同書のテーマのいくつかはすでにテオフラストスに見られるというが、アレクサンドロスはそれらを体系化しようとしている点が特徴的なのだとか。けれどもその途上で、アリストテレス自然学の抱える矛盾が露呈することにもなる。つまり、みずからのうちに運動原理を所有するという自然の定義と、動くものはすべて別のものに動かされているという第一動者の論証のもとになった運動観との矛盾だ。この「動かされる」はギリシア語のκινεῖσθαιで、受動態か中動態(再帰的な意味での「みずからを動かす」)かが曖昧だとされる。アラビア語では再帰的な意味、もしくは「運動状態にある」と取るのが普通だというが、文脈によっては受動態の意味になることもありうるという。いずれにしてもその意味は流動的で、とくに動因が動体の内部にあるのか外部にあるのかがはっきりしないことが問題となっている。
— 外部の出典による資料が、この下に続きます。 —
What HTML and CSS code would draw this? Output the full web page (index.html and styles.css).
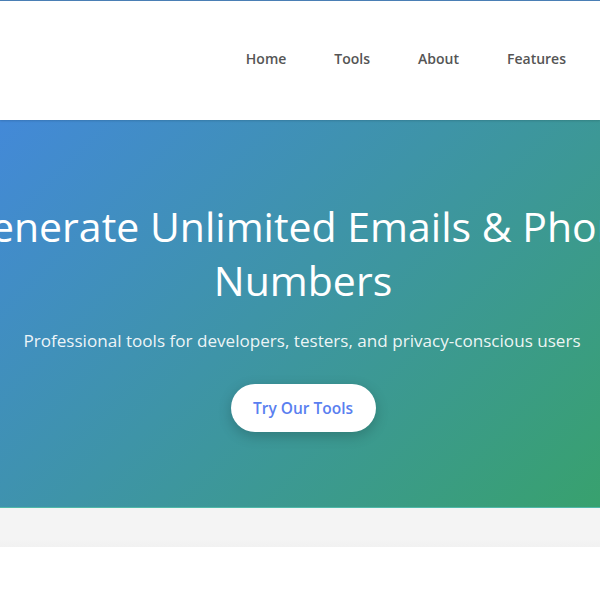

このような状況にあってアレクサンドロスは、多少遠慮がちにせよ『天空論』からの「傾き」(ῥοπή)の概念を援用し、生物における魂(欲動の原理)と同じように、無機物においても傾き(もとを正せば、火が上昇を志向したり、水が下方を志向したりする、元素の方向性に帰される)を内在的原理にしようと試みる。一方で魂の志向性は純粋に知性であるとされる天球にも適用され、ここにおいて知性と魂とは完全に同一視されるようにもなる(中世イスラム世界の一部の哲学者とは逆に)。アレクサンドロスのこうした一連の刷新の努力は、当然ながら後世にも大きな影響を及ぼすことになる……。